В этой фразе находит свое обобщенное философское раскрытие сказочный образ Рабочего из «Арсенала», которого не брали даже посланные в упор вражеские пули. Но на этот раз осознание собственного бессмертия в высоком историческом смысле мгновенно входит в столкновение с жестокой житейской реальностью; сжатый символ уступает место пространному образному раскрытию мыслей художника о бессмертии подвига, побеждающем краткость и хрупкость земной человеческой жизни. Смертельно ранен в бою батько Боженко. И здесь снова в эпический строй казацкой думы вступает приподнятая проза сценариста.

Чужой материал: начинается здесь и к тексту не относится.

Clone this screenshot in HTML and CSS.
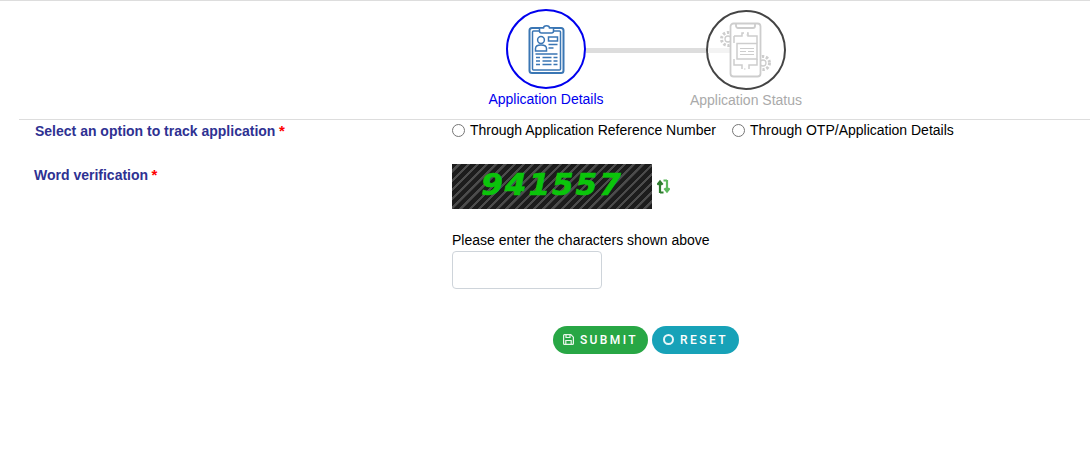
FILE: index.html
```html
<!DOCTYPE html>
<html lang="en">
<head>
    <meta charset="UTF-8">
    <meta name="viewport" content="width=device-width, initial-scale=1.0">
    <title>Track Application</title>
    <link rel="stylesheet" href="styles.css">
</head>
<body>
    <div class="stepper">
        <div class="step step-active">
            <div class="step-circle">
                <svg width="40" height="52" viewBox="-2.500 0 40 52" fill="none" stroke="#3a76b4" stroke-width="1.500">
                    <rect x="1" y="5" width="34" height="45" rx="2.500" stroke-width="2"/>
                    <rect x="4" y="8" width="28" height="39" rx="1"/>
                    <path d="M11 8V5h4c0-3 6-3 6 0h4v3c0 1-1 2-2 2H13c-1 0-2-1-2-2z" fill="#fff"/>
                    <circle cx="12.500" cy="17" r="3.400"/>
                    <path d="M7 28v-2.500c0-2.500 3-3.500 5.500-3.500s5.500 1 5.500 3.500V28z"/>
                    <rect x="20" y="14" width="9" height="4"/>
                    <path d="M20 21.500h9M20 25h5M7 31h22"/>
                    <path d="M7.500 34.500h4M14 34.500h9M25 34.500h4M7.500 38h4M14 38h9M25 38h4M7.500 41.500h4M14 41.500h9M25 41.500h4" stroke-width="1.700"/>
                </svg>
            </div>
            <span class="step-label">Application Details</span>
        </div>
        <div class="step step-pending">
            <div class="step-circle">
                <svg width="58" height="56" viewBox="0 0 58 56" fill="none" stroke="#cdcdcd" stroke-width="1.500">
                    <g stroke-width="1.300">
                        <circle cx="11" cy="17" r="6.500" stroke-width="3" stroke-dasharray="2.400 1.700"/>
                        <circle cx="11" cy="17" r="3"/>
                        <circle cx="46" cy="41" r="6.500" stroke-width="3" stroke-dasharray="2.400 1.700"/>
                        <circle cx="46" cy="41" r="3"/>
                    </g>
                    <rect x="13.500" y="1.500" width="30" height="53" rx="3" fill="#fff" stroke-width="1.800"/>
                    <path d="M19 2v2c0 1 1 2 2 2h15c1 0 2-1 2-2V2" stroke-width="1.800"/>
                    <path d="M17 14h8v-3h2M30 11h1v3h9v7M17 14v7M17 37v6h8v4M32 47v-4h8v-6"/>
                    <path d="M27 47h1.500M29.500 13h1.500" stroke-width="1.200"/>
                    <rect x="20" y="21.500" width="20" height="15.500" fill="#fff"/>
                    <path d="M23 26.500h14M23 29.500h6M31 29.500h6M23 32.500h14" stroke-width="1.200"/>
                </svg>
            </div>
            <span class="step-label">Application Status</span>
        </div>
    </div>

    <form class="track-form">
        <div class="form-row row-option">
            <label class="field-label">Select an option to track application<span class="req">*</span></label>
            <div class="radio-group">
                <label class="radio-item"><input type="radio" name="trackBy"> Through Application Reference Number</label>
                <label class="radio-item"><input type="radio" name="trackBy"> Through OTP/Application Details</label>
            </div>
        </div>
        <div class="form-row row-captcha">
            <label class="field-label">Word verification<span class="req">*</span></label>
            <div class="captcha-col">
                <div class="captcha-line">
                    <div class="captcha-img">941557</div>
                    <svg class="refresh" width="13" height="15" viewBox="0 0 13 15" fill="none" stroke-width="2.200">
                        <path d="M3 14V3M.4 5.800 3 2.500l2.600 3.300M3 13.500h3.500" stroke="#2e7d2e"/>
                        <path d="M10 1v11M7.400 9.200l2.600 3.300 2.600-3.300M10 1.500H6.500" stroke="#5cb85c"/>
                    </svg>
                </div>
                <label class="captcha-hint" for="captcha">Please enter the characters shown above</label>
                <input class="captcha-input" type="text" id="captcha">
            </div>
        </div>
        <div class="btn-row">
            <button type="button" class="btn btn-submit">
                <svg width="11" height="11" viewBox="0 0 11 11" fill="none" stroke="#e8f5ea" stroke-width="1.200"><path d="M.6 1.500c0-.5.4-.9.9-.9h6.300l2.600 2.600v6.300c0 .5-.4.9-.9.9h-8c-.5 0-.9-.4-.9-.9z"/><path d="M3 1v2.500h4V1M2.800 10V6.500h5.400V10"/></svg>
                SUBMIT
            </button>
            <button type="button" class="btn btn-reset"><span class="ring"></span>RESET</button>
        </div>
    </form>
</body>
</html>
```

FILE: styles.css
```css
* {
    margin: 0;
    padding: 0;
    box-sizing: border-box;
}

body {
    font-family: "Liberation Sans", Arial, sans-serif;
    background-color: white;
    border-top: 1px solid #ddd;
    height: 470px;
    overflow: hidden;
}

/* Stepper */
.stepper {
    display: flex;
    justify-content: center;
    margin-left: 202px;
    padding-top: 8px;
    height: 118px;
}

.step {
    width: 200px;
    display: flex;
    flex-direction: column;
    align-items: center;
    position: relative;
}

.step-circle {
    width: 80px;
    height: 80px;
    border-radius: 50%;
    display: flex;
    justify-content: center;
    align-items: center;
}

.step-active .step-circle {
    border: 2px solid #0000ee;
}

.step-pending {
    padding-top: 1px;
}

.step-pending .step-circle {
    border: 2px solid #444;
}

.step-active::after {
    content: "";
    position: absolute;
    left: 140px;
    top: 39px;
    width: 120px;
    height: 5px;
    background-color: #ddd;
}

/* line fades out under the second icon */
.step-pending::before {
    content: "";
    position: absolute;
    left: 62px;
    top: 39px;
    width: 30px;
    height: 5px;
    background-color: #f3f3f3;
}

.step-pending svg {
    position: relative;
    z-index: 1;
}

.step-label {
    font-size: 14px;
    margin-top: 1px;
    line-height: 18px;
}

.step-active .step-label {
    color: #0000ee;
}

.step-pending .step-label {
    color: #aaa;
}

/* Form */
.track-form {
    margin-left: 19px;
    border-top: 1px solid #ddd;
}

.form-row {
    display: flex;
}

.field-label {
    width: 433px;
    font-size: 14px;
    font-weight: bold;
    color: #2e3192;
    line-height: 20px;
}

.req {
    color: red;
    font-size: 15px;
    margin-left: 3.500px;
}

.row-option {
    padding-top: 1px;
    height: 44px;
}

.row-option .field-label {
    padding-left: 16px;
}

.row-captcha .field-label {
    padding-left: 15px;
    padding-top: 1px;
}

.radio-group {
    display: flex;
    align-items: flex-start;
    gap: 16px;
    font-size: 14px;
    line-height: 18px;
    color: #000;
}

.radio-item {
    display: flex;
    align-items: center;
    gap: 5px;
}

.radio-item input {
    width: 13px;
    height: 13px;
}

.captcha-line {
    display: flex;
    align-items: center;
    gap: 5px;
}

.captcha-img {
    width: 200px;
    height: 45px;
    background: repeating-linear-gradient(-45deg, #1c1c1c 0, #1c1c1c 4px, #4c4c4c 4.500px, #4c4c4c 6.500px);
    color: #0bc40b;
    font-family: "DejaVu Sans", sans-serif;
    font-size: 31px;
    font-weight: bold;
    font-style: italic;
    letter-spacing: 2px;
    -webkit-text-stroke: 0.7px #0bc40b;
    line-height: 41px;
    text-align: center;
}

.refresh {
    margin-bottom: 1px;
}

.captcha-hint {
    display: block;
    margin-top: 22px;
    font-size: 14px;
    line-height: 18px;
    color: #000;
}

.captcha-input {
    display: block;
    width: 150px;
    height: 38px;
    margin-top: 2px;
    border: 1px solid #ced4da;
    border-radius: 4px;
}

.btn-row {
    display: flex;
    gap: 4px;
    margin-top: 37px;
    margin-left: 534px;
}

.btn {
    height: 28px;
    border: none;
    border-radius: 14px;
    color: white;
    font-family: Roboto, Arial, sans-serif;
    font-size: 12px;
    font-weight: 500;
    letter-spacing: 2.400px;
    line-height: 26px;
    display: flex;
    align-items: center;
    justify-content: center;
    gap: 6px;
    padding-bottom: 1px;
}

.btn-submit {
    width: 95px;
    background-color: #28a745;
}

.btn-reset {
    width: 87px;
    background-color: #17a2b8;
}

.ring {
    width: 11px;
    height: 11px;
    border: 2.500px solid #e6f6f8;
    border-radius: 50%;
}
```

Таращанцы, рассказывает он, несут умирающего по широким осенним волынским полям. «За носилками ведут черного коня, накрытого черной буркой».
Достаточно прочитать эти фразы, зная прежние картины Довженко, чтобы тут же мысленно увидеть, как сумеет он показать эти «волынские поля» не частностью пейзажа, но таким же воплощением всей щедрой родной земли, каким стали поля и сады в «Земле», когда хоронили другого Васыля, молодого тракториста, тоже воплотившего смерть и бессмертие в единстве поэтического образа. Трагические фигуры бойцов, увеличенные, вытянутые ракурсом съемки, понесут носилки в торжественно замедленном ритме. Медленный кортеж будет снят на фоне неба, охваченного заревом пожара, — как бы поднятый на самую вершину планеты.
«Все выросло до подлинных, исполинских размеров своих», — написал тут Довженко.
Он отметил также, что батькина рука, из которой уходили последние жизненные силы, «покоилась на голове ближайшего бойца». И здесь не возникает даже мысли о нарочитой картинности, потому что такая величественность всегда присуща трагедии; в нашем представлении она естественна, она должна быть такой.